━━ DATA ENTRIES ━━
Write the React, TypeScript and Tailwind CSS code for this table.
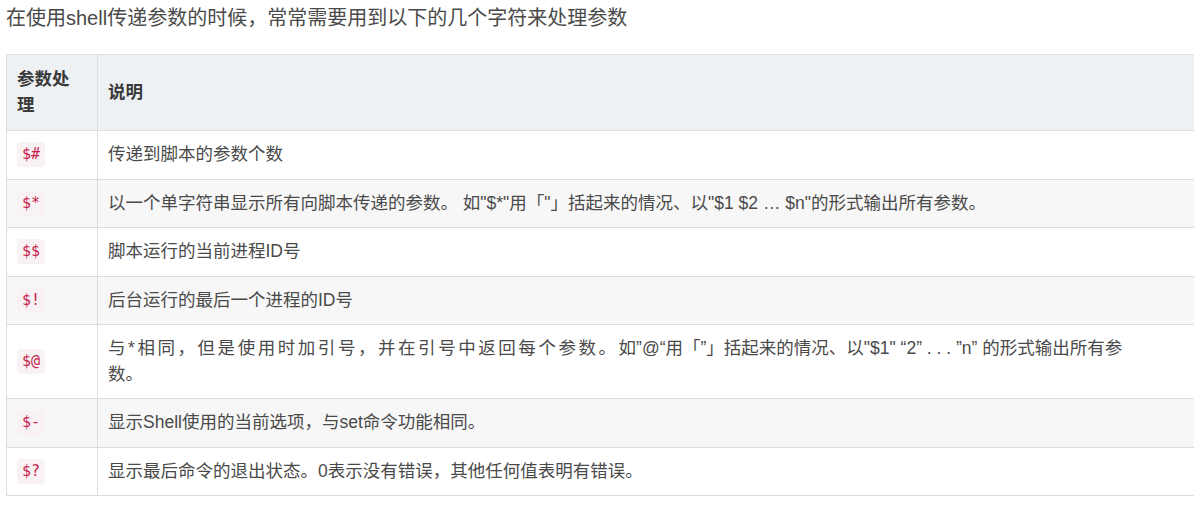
import React from "react"

interface Row {
  code: string
  desc: React.ReactNode
}

const rows: Row[] = [
  { code: "$#", desc: "传递到脚本的参数个数" },
  {
    code: "$*",
    desc: "以一个单字符串显示所有向脚本传递的参数。 如\"$*\"用「\"」括起来的情况、以\"$1 $2 … $n\"的形式输出所有参数。",
  },
  { code: "$$", desc: "脚本运行的当前进程ID号" },
  { code: "$!", desc: "后台运行的最后一个进程的ID号" },
  {
    code: "$@",
    desc: (
      <>
        <span className="tracking-[2.55px]">与*相同，但是使用时加引号，并在引号中返回每个参数。</span>
        如”@“用「”」括起来的情况、以"$1" “2” . . . ”n” 的形式输出所有参
        <br />
        数。
      </>
    ),
  },
  { code: "$-", desc: "显示Shell使用的当前选项，与set命令功能相同。" },
  { code: "$?", desc: "显示最后命令的退出状态。0表示没有错误，其他任何值表明有错误。" },
]

export default function App() {
  return (
    <div
      className="w-[1194px] h-[509px] overflow-hidden bg-white pl-[6px] text-[#4a4a4a]"
      style={{ fontFamily: '"Liberation Sans", "Noto Sans CJK SC", sans-serif' }}
    >
      <p className="text-[20px] leading-[36px] whitespace-nowrap">
        在使用shell传递参数的时候，常常需要用到以下的几个字符来处理参数
      </p>
      <table className="mt-[18px] w-[1210px] border-collapse text-[17.5px] leading-[25.5px]">
        <thead>
          <tr className="bg-[#eef1f4]">
            <th className="w-[91px] border border-[#dcdfe3] px-[10px] py-[12px] text-left font-bold text-[#3a3a3a]">
              参数处
              <br />理
            </th>
            <th className="border border-[#dcdfe3] px-[10px] py-[12px] text-left font-bold text-[#3a3a3a]">
              说明
            </th>
          </tr>
        </thead>
        <tbody>
          {rows.map((row, i) => (
            <tr key={row.code} className={i % 2 === 1 ? "bg-[#f7f7f7]" : "bg-white"}>
              <td className="border border-[#dcdcdc] px-[10px] py-[11px] align-middle">
                <div className="flex h-[25.5px] items-center">
                  <code
                    className="rounded-[4px] bg-[#f9f2f4] px-[5px] text-[15px] leading-[25px] text-[#c7254e]"
                    style={{ fontFamily: '"DejaVu Sans Mono", monospace' }}
                  >
                    {row.code}
                  </code>
                </div>
              </td>
              <td className="border border-[#dcdcdc] px-[10px] py-[11px] align-middle">{row.desc}</td>
            </tr>
          ))}
        </tbody>
      </table>
    </div>
  )
}
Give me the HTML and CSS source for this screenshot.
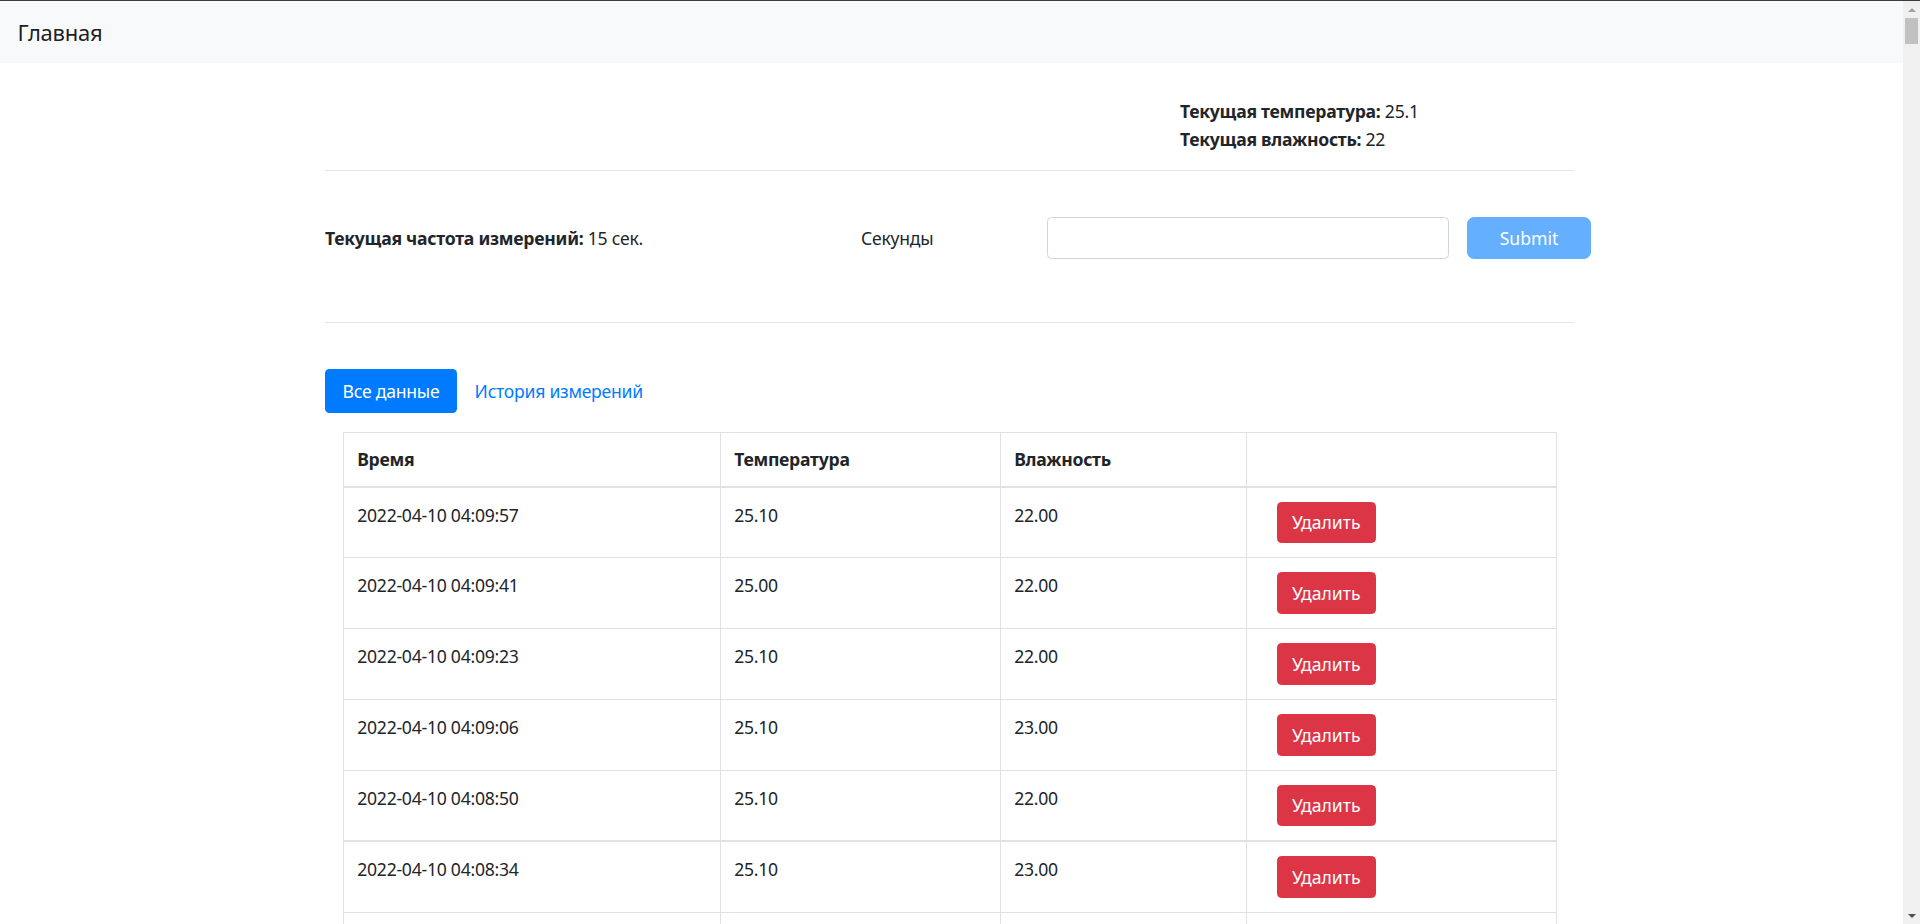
FILE: index.html
```html
<!DOCTYPE html>
<html lang="ru">
<head>
<meta charset="utf-8">
<title>Главная</title>
<link rel="stylesheet" href="styles.css">
</head>
<body>
<nav class="navbar"><a class="brand" href="#">Главная</a></nav>
<main class="page">
  <section class="current">
    <div class="current-line"><b>Текущая температура:</b> 25.1</div>
    <div class="current-line"><b>Текущая влажность:</b> 22</div>
  </section>
  <hr class="divider">
  <section class="freq">
    <div class="freq-now"><b>Текущая частота измерений:</b> 15 сек.</div>
    <form class="freq-form">
      <label class="freq-label" for="sec">Секунды</label>
      <input id="sec" class="freq-input" type="text">
      <button class="btn-submit" type="button" disabled>Submit</button>
    </form>
  </section>
  <hr class="divider">
  <nav class="pills">
    <a class="pill pill-active" href="#">Все данные</a>
    <a class="pill" href="#">История измерений</a>
  </nav>
  <table class="data-table">
    <colgroup>
      <col class="col-time"><col class="col-temp"><col class="col-hum"><col class="col-act">
    </colgroup>
    <thead>
      <tr><th>Время</th><th>Температура</th><th>Влажность</th><th></th></tr>
    </thead>
    <tbody>
      <tr><td>2022-04-10 04:09:57</td><td>25.10</td><td>22.00</td><td><button class="btn-delete" type="button">Удалить</button></td></tr>
      <tr><td>2022-04-10 04:09:41</td><td>25.00</td><td>22.00</td><td><button class="btn-delete" type="button">Удалить</button></td></tr>
      <tr><td>2022-04-10 04:09:23</td><td>25.10</td><td>22.00</td><td><button class="btn-delete" type="button">Удалить</button></td></tr>
      <tr><td>2022-04-10 04:09:06</td><td>25.10</td><td>23.00</td><td><button class="btn-delete" type="button">Удалить</button></td></tr>
      <tr><td>2022-04-10 04:08:50</td><td>25.10</td><td>22.00</td><td><button class="btn-delete" type="button">Удалить</button></td></tr>
    </tbody>
    <tbody>
      <tr><td>2022-04-10 04:08:34</td><td>25.10</td><td>23.00</td><td><button class="btn-delete" type="button">Удалить</button></td></tr>
      <tr class="row-below"><td></td><td></td><td></td><td></td></tr>
    </tbody>
  </table>
</main>
<div class="scrollbar" aria-hidden="true">
  <div class="sb-arrow sb-up"></div>
  <div class="sb-track"><div class="sb-thumb"></div></div>
  <div class="sb-arrow sb-down"></div>
</div>
</body>
</html>
```

FILE: styles.css
```css
html {
  overflow: hidden;
  height: 100%;
}
body {
  margin: 0;
  font-family: "Noto Sans", "Open Sans", sans-serif;
  font-size: 17.6px;
  line-height: 26.4px;
  letter-spacing: -0.25px;
  color: #212529;
  background: #fff;
}
b {
  font-weight: 700;
}

/* navbar */
.navbar {
  height: 62px;
  border-top: 1px solid #3c3c3c;
  background: #f8f9fa;
  display: flex;
  align-items: center;
  padding-left: 17.6px;
}
.brand {
  font-size: 22px;
  line-height: 30px;
  color: rgba(0, 0, 0, 0.9);
  text-decoration: none;
}

/* page */
.page {
  margin-left: 325px;
  width: 1249px;
}
.current {
  padding-top: 35px;
  margin-left: 855px;
}
.current-line {
  line-height: 27.5px;
}
.divider {
  margin: 17px 0 0;
  border: 0;
  border-top: 1px solid rgba(0, 0, 0, 0.1);
  height: 0;
}
.freq + .divider {
  margin-top: 0;
}

.freq {
  padding: 46px 0 63px;
  display: flex;
  align-items: center;
}
.freq-now {
  width: 536px;
  flex: none;
}
.freq-form {
  display: flex;
  align-items: center;
}
.freq-label {
  width: 186px;
}
.freq-input {
  box-sizing: border-box;
  width: 402px;
  height: 42px;
  border: 1px solid #ced4da;
  border-radius: 4.4px;
  padding: 6px 13px;
  font: inherit;
  margin: 0;
}
.btn-submit {
  box-sizing: border-box;
  margin-left: 18px;
  width: 124px;
  height: 42px;
  border: 1px solid #007bff;
  background: #007bff;
  color: #fff;
  opacity: 0.6;
  border-radius: 7px;
  font: inherit;
  padding: 0;
}

/* pills */
.pills {
  margin-top: 46px;
  display: flex;
}
.pill {
  display: block;
  padding: 8.8px 17.6px;
  border-radius: 4.4px;
  color: #007bff;
  text-decoration: none;
}
.pill-active {
  background: #007bff;
  color: #fff;
}

/* table */
.data-table {
  margin: 18.5px 0 0 18px;
  width: 1213px;
  table-layout: fixed;
  border-collapse: collapse;
}
.col-time { width: 377px; }
.col-temp { width: 280px; }
.col-hum { width: 246px; }
.col-act { width: 310px; }

.data-table th,
.data-table td {
  border: 1px solid #dee2e6;
  text-align: left;
  vertical-align: top;
}
.data-table th {
  padding: 13.3px 13.2px;
  font-weight: 700;
  border-bottom-width: 2px;
}
.data-table td {
  padding: 14px 13.2px 14px;
}
.data-table tbody + tbody {
  border-top: 2px solid #dee2e6;
}
.row-below td {
  height: 60px;
}
.btn-delete {
  margin-left: 16.5px;
  height: 41.8px;
  padding: 0 14.3px;
  border: 1px solid #dc3545;
  border-radius: 4.4px;
  background: #dc3545;
  color: #fff;
  font: inherit;
  display: block;
}

/* scrollbar overlay */
.scrollbar {
  position: fixed;
  top: 1px;
  right: 0;
  bottom: 0;
  width: 17px;
  background: #f0f0f0;
  display: flex;
  flex-direction: column;
}
.sb-arrow {
  height: 17px;
  flex: none;
  display: flex;
  align-items: center;
  justify-content: center;
}
.sb-up::before {
  content: "";
  border-left: 4px solid transparent;
  border-right: 4px solid transparent;
  border-bottom: 4px solid #a3a3a3;
}
.sb-down::before {
  content: "";
  border-left: 4px solid transparent;
  border-right: 4px solid transparent;
  border-top: 4px solid #505050;
}
.sb-track {
  flex: 1;
  padding: 0 2px;
}
.sb-thumb {
  height: 26px;
  background: #c1c1c1;
}
```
━━━
= EXERCISE BRIEF =
Locate each line with the word "React" and copy it.

= RESULT BELOW =
Write the React, TypeScript and Tailwind CSS code for this table.
import React from "react"
  desc: React.ReactNode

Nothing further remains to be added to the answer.